**Material to process**
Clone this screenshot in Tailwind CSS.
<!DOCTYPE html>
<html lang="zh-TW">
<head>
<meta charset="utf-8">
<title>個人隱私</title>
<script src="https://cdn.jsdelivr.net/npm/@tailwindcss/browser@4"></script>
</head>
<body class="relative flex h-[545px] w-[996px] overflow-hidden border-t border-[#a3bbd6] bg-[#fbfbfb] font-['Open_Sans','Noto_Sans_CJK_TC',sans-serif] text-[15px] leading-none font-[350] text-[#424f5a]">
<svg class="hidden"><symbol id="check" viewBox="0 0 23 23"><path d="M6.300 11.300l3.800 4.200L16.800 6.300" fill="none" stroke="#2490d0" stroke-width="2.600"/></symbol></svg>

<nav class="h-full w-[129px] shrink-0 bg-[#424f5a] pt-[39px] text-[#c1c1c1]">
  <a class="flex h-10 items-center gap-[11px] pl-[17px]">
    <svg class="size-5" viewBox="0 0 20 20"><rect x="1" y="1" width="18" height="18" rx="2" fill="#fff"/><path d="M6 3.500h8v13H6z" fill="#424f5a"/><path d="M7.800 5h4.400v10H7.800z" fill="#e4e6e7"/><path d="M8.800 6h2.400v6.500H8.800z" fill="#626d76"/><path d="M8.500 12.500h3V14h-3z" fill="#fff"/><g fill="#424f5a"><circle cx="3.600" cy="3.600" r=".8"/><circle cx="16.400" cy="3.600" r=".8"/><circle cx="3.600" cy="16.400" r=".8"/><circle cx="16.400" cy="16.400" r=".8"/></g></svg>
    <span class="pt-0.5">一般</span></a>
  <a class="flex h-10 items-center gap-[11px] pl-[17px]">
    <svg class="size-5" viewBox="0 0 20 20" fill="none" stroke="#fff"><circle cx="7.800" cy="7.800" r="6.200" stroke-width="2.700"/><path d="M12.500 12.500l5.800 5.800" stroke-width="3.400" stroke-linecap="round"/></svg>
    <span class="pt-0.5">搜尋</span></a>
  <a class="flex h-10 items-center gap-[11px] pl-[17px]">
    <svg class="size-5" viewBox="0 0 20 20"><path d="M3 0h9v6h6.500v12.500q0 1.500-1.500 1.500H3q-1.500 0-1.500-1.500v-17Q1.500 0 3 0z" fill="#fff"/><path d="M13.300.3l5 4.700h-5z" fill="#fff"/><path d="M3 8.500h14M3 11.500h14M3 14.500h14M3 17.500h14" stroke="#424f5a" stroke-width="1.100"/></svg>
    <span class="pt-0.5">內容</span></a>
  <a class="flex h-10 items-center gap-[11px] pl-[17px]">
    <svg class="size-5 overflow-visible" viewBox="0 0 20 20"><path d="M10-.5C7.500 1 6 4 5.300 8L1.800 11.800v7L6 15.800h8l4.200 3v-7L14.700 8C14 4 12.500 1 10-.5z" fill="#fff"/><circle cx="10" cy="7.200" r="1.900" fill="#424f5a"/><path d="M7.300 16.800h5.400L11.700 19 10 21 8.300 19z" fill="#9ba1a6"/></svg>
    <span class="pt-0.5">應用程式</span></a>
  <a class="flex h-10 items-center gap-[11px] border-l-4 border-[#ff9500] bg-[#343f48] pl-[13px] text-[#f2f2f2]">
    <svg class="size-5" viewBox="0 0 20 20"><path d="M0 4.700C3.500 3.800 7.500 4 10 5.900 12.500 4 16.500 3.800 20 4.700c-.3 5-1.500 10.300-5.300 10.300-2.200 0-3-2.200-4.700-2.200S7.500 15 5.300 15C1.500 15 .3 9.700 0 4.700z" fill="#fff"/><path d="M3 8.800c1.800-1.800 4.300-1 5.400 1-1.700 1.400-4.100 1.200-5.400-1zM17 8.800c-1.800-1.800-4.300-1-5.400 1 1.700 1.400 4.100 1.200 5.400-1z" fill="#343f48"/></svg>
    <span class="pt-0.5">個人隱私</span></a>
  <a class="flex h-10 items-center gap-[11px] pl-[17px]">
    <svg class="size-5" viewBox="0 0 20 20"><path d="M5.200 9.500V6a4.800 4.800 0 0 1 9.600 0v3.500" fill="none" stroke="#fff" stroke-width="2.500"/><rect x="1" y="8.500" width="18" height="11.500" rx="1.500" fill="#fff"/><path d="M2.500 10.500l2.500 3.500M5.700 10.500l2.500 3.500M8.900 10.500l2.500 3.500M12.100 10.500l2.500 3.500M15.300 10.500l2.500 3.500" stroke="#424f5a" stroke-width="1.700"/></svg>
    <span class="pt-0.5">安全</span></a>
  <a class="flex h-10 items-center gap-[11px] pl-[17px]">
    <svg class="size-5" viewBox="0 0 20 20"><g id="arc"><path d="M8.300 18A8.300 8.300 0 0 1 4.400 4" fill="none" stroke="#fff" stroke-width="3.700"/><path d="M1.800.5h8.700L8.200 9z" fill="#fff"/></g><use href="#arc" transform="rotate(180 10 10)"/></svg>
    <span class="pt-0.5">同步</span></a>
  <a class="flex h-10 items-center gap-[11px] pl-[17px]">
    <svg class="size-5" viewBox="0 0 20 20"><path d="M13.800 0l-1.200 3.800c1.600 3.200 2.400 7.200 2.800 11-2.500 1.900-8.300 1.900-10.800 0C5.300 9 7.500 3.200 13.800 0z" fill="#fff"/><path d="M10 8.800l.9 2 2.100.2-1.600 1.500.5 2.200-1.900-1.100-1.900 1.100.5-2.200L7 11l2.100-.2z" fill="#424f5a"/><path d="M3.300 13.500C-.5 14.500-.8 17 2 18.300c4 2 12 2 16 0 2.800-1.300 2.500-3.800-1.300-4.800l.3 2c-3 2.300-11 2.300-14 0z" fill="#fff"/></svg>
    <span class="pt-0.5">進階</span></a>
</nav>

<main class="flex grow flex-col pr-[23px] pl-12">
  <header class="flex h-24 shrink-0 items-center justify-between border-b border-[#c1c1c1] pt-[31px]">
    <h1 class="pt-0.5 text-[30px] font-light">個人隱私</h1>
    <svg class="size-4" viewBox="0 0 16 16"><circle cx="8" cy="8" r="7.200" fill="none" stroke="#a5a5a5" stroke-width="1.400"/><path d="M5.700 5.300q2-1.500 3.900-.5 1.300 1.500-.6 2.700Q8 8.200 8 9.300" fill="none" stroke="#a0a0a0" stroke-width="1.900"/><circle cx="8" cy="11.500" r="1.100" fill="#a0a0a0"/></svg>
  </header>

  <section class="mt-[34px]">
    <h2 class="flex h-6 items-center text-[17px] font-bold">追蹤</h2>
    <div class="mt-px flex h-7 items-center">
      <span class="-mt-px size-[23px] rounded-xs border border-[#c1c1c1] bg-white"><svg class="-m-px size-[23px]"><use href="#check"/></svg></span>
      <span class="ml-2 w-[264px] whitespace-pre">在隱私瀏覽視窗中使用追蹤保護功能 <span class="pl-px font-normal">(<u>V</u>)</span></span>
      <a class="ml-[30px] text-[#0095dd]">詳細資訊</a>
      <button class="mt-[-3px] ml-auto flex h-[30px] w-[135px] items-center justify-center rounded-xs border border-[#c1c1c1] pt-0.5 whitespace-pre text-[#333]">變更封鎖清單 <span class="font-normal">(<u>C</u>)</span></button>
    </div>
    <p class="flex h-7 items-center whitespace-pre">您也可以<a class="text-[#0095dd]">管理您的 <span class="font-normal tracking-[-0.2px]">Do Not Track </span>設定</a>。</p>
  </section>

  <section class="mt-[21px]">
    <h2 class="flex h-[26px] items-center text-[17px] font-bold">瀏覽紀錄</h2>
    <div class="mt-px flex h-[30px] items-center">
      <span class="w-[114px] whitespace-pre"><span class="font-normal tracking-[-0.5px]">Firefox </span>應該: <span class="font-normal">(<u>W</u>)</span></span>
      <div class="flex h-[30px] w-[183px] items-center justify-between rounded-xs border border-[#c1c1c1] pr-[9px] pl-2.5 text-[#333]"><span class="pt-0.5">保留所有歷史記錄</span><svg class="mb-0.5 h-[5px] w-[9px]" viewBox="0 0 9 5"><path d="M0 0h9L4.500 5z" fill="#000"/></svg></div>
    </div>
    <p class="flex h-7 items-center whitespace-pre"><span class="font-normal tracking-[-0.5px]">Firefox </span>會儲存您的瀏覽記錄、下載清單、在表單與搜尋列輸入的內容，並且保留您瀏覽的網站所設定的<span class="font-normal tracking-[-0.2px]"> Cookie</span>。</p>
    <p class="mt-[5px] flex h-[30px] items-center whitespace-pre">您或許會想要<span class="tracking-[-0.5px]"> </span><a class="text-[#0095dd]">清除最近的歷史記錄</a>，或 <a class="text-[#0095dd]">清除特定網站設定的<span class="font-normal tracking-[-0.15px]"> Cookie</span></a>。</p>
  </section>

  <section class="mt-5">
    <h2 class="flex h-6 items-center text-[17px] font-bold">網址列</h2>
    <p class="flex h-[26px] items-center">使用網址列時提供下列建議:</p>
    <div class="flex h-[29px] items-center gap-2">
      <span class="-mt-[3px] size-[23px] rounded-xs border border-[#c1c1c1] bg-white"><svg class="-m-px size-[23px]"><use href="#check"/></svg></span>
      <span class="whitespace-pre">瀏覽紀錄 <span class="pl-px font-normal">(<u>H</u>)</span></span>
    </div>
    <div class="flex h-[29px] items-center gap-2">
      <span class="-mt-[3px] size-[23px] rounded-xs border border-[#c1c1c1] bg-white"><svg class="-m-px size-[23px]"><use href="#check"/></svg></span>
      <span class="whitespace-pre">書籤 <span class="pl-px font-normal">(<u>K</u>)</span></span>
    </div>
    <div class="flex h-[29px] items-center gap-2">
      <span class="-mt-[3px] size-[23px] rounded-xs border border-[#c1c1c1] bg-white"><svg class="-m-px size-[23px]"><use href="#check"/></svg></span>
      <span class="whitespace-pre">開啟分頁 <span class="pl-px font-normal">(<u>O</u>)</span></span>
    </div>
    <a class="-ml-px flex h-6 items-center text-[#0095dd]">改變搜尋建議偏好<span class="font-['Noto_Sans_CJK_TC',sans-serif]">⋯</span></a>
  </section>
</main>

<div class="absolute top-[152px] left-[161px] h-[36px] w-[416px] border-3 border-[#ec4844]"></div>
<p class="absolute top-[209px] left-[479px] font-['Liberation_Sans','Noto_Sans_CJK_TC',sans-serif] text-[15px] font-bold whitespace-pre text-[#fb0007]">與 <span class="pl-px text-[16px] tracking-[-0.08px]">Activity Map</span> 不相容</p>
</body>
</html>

==

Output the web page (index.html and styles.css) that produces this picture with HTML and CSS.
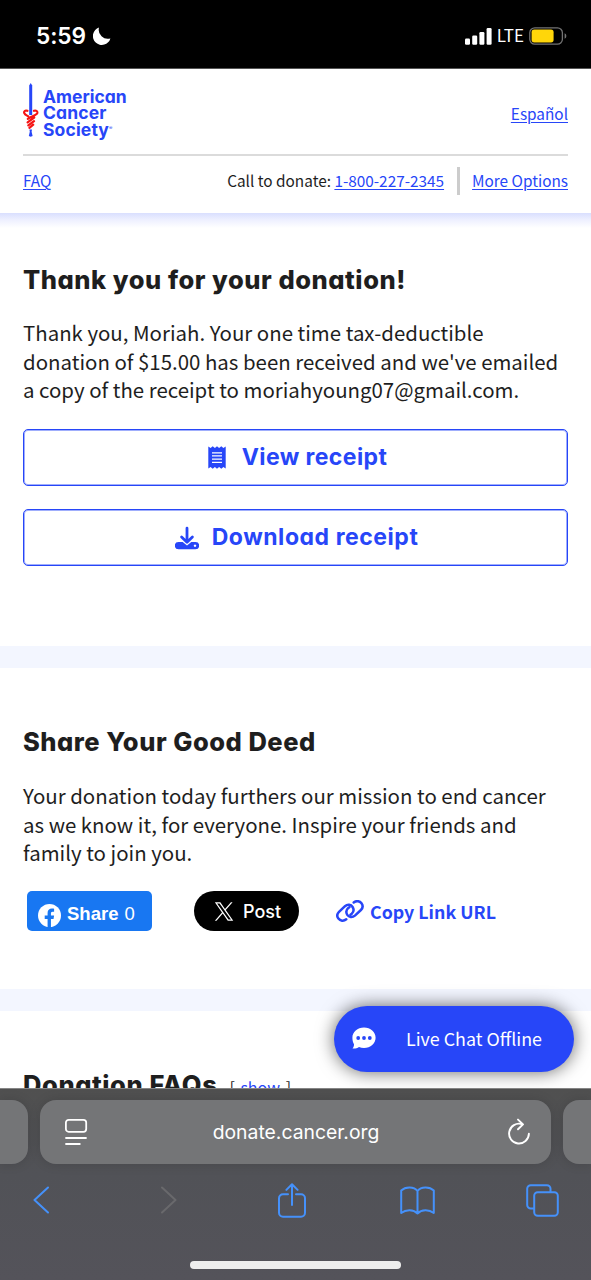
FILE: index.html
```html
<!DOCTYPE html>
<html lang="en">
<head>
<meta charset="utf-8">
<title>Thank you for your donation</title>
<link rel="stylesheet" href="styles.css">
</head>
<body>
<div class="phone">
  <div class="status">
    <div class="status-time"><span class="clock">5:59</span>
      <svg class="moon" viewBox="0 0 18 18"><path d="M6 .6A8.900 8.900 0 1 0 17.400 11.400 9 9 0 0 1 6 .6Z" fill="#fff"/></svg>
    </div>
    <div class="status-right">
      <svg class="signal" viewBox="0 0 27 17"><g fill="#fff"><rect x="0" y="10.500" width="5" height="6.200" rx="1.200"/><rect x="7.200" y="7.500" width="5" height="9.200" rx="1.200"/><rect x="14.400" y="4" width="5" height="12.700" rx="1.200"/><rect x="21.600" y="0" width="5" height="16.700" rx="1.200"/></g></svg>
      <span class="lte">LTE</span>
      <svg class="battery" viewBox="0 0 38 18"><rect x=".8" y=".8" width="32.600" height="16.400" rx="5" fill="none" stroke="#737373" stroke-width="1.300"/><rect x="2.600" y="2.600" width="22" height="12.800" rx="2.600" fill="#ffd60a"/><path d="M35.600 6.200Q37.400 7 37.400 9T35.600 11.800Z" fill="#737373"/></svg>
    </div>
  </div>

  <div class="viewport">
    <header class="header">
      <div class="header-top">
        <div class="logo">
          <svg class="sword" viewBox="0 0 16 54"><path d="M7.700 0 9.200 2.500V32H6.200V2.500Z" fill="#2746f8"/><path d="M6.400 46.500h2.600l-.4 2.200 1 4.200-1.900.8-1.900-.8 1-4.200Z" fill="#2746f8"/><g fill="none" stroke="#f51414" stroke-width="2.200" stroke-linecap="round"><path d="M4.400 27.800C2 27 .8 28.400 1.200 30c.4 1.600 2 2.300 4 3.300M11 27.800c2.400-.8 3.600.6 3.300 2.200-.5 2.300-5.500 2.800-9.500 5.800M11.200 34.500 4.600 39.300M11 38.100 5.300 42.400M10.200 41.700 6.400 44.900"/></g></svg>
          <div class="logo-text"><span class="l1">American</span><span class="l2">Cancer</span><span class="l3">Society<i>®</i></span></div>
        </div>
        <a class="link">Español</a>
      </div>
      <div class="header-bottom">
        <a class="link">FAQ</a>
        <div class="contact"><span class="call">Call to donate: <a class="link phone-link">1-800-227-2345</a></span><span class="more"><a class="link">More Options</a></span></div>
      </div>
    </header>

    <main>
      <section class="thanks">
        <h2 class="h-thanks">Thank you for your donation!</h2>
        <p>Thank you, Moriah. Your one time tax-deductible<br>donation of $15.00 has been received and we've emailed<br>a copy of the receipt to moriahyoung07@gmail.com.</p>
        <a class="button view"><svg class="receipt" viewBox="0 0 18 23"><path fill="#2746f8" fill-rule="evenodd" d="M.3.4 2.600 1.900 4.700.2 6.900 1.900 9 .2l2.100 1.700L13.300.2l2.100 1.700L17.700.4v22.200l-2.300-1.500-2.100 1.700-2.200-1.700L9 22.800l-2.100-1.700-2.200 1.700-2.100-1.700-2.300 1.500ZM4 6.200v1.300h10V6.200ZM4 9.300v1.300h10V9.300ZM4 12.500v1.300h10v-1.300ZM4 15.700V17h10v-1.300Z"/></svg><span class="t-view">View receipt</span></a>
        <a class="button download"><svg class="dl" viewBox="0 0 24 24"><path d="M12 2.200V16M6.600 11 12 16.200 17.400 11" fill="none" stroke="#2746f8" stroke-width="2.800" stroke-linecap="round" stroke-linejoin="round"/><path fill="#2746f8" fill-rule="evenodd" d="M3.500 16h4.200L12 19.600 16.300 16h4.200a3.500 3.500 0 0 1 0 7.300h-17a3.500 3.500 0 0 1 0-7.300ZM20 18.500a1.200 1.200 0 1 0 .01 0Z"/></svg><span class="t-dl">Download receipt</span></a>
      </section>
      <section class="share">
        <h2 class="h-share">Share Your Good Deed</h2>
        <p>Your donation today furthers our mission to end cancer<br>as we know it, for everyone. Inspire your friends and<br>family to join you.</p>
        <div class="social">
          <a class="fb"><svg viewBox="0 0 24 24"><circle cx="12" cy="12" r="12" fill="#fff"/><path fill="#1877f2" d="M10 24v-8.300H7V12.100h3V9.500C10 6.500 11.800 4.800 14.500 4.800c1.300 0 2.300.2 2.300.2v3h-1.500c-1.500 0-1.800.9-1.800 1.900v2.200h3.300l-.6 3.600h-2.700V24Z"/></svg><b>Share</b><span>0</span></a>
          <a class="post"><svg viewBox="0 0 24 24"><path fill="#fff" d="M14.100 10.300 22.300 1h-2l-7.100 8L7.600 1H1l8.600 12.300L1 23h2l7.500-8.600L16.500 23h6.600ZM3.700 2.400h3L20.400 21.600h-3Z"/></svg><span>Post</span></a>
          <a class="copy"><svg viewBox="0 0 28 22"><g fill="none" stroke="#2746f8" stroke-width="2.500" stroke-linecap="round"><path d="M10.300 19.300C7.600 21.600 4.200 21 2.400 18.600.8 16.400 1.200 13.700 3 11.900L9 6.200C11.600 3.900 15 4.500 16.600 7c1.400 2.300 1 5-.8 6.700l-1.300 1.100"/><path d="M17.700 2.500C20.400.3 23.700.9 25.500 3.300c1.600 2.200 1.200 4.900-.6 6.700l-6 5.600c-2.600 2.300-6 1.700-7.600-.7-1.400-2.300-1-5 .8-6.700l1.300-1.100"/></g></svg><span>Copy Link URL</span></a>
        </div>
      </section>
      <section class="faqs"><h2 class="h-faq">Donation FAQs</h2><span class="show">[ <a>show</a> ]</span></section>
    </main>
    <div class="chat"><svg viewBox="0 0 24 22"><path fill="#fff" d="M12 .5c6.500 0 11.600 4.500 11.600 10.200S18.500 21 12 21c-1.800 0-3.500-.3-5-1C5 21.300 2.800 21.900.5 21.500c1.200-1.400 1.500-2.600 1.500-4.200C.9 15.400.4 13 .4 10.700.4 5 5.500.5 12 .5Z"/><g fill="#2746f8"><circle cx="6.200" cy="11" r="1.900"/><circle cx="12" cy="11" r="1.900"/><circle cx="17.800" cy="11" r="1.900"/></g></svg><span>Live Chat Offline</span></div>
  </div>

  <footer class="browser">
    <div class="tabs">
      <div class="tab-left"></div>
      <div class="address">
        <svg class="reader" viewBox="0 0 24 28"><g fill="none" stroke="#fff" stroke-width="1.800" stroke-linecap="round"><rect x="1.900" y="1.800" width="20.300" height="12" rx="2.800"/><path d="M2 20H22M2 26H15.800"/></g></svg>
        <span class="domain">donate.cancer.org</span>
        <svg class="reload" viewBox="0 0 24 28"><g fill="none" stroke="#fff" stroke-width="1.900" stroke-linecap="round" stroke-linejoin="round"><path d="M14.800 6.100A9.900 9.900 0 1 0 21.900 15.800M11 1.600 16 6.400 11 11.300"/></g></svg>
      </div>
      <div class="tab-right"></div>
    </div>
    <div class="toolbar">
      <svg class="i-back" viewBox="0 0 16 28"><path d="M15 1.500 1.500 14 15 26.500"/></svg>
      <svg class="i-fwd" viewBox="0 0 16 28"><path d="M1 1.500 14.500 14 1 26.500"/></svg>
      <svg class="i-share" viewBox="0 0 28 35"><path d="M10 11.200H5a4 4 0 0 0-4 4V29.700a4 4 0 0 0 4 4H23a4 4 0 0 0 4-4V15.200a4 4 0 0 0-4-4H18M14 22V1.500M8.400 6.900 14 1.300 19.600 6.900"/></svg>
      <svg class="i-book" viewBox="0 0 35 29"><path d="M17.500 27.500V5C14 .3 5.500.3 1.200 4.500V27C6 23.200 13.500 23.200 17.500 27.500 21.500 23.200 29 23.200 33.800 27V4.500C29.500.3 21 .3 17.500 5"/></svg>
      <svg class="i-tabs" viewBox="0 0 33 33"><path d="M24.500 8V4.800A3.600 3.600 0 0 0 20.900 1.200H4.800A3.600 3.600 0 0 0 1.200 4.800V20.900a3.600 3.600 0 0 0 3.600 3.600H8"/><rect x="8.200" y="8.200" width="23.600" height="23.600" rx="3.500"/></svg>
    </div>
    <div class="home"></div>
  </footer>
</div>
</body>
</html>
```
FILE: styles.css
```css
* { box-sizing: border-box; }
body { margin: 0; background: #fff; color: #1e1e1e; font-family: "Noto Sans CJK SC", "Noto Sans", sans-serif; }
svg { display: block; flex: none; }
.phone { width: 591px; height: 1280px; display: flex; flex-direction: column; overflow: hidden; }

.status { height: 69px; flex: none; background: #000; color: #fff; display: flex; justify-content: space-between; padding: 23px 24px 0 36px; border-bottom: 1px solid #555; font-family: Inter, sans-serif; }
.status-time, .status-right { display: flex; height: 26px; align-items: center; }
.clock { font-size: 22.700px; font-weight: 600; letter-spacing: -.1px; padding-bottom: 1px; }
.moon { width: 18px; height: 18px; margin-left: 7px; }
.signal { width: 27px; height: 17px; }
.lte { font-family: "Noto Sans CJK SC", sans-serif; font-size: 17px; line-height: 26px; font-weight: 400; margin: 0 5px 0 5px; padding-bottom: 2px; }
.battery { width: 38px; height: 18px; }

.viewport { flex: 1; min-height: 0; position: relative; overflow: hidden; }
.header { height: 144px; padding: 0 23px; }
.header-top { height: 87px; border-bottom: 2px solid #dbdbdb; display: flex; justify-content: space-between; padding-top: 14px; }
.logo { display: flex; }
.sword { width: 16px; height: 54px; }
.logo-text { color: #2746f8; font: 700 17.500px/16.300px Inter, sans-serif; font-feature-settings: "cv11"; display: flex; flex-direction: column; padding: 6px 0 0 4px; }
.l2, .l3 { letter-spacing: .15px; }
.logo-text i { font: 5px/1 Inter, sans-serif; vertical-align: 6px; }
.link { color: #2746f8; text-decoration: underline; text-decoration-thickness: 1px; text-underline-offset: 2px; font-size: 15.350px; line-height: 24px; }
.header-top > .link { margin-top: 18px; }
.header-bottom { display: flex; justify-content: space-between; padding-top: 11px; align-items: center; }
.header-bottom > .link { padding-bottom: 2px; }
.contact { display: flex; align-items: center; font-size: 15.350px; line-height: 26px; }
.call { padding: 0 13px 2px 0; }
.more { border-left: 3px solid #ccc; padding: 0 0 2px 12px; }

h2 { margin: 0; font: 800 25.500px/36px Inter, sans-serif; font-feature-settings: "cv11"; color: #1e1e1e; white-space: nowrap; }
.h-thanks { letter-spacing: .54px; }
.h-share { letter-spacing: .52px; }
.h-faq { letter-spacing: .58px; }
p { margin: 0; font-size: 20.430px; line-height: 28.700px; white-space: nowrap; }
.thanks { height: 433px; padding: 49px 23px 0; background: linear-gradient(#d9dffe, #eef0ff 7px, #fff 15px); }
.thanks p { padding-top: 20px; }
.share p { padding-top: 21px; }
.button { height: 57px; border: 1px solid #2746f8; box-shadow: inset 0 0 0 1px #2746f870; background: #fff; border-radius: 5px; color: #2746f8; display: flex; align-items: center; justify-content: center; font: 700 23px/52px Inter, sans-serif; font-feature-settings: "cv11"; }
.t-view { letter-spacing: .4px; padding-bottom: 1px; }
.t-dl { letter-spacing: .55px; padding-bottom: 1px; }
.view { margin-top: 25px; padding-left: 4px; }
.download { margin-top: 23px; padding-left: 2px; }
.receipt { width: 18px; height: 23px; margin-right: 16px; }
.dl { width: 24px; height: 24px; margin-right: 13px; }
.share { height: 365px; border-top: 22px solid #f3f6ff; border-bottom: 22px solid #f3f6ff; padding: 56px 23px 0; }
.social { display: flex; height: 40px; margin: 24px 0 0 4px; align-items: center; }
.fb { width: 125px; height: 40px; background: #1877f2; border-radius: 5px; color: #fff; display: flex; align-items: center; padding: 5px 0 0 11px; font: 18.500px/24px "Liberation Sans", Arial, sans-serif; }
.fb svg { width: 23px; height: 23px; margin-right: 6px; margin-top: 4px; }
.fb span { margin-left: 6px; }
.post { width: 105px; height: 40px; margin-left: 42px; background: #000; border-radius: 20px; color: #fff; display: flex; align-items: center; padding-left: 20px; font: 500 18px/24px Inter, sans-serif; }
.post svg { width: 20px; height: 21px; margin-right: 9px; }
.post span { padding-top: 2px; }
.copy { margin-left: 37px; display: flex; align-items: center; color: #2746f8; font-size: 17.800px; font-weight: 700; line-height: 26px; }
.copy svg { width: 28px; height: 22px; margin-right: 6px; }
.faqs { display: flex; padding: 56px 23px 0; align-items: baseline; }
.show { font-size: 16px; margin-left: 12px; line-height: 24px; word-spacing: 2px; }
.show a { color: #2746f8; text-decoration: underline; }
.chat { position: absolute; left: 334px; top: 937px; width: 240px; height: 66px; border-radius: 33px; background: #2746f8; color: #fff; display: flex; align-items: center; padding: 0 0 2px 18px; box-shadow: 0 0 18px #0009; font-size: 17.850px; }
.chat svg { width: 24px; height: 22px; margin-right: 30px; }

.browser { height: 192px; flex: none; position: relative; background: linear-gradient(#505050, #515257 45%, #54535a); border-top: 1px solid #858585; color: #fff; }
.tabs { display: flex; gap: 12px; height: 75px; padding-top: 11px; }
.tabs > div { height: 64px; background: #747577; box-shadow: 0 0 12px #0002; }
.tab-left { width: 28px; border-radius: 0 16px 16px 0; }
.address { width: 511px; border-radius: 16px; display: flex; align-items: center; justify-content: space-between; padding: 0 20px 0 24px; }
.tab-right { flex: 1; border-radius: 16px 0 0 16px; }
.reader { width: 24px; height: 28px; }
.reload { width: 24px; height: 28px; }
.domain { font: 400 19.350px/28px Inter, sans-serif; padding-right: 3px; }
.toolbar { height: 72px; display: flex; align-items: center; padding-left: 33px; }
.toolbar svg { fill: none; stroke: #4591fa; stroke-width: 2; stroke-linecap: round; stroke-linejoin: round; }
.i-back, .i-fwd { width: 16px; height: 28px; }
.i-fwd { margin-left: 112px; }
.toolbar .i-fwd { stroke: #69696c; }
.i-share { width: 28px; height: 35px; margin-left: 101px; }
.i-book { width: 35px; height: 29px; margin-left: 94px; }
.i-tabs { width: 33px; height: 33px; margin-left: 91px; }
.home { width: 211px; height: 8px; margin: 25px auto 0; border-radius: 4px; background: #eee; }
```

**Directions**
Each line holding "this" must be found and copied.

**Result below**
Clone this screenshot in Tailwind CSS.
Output the web page (index.html and styles.css) that produces this picture with HTML and CSS.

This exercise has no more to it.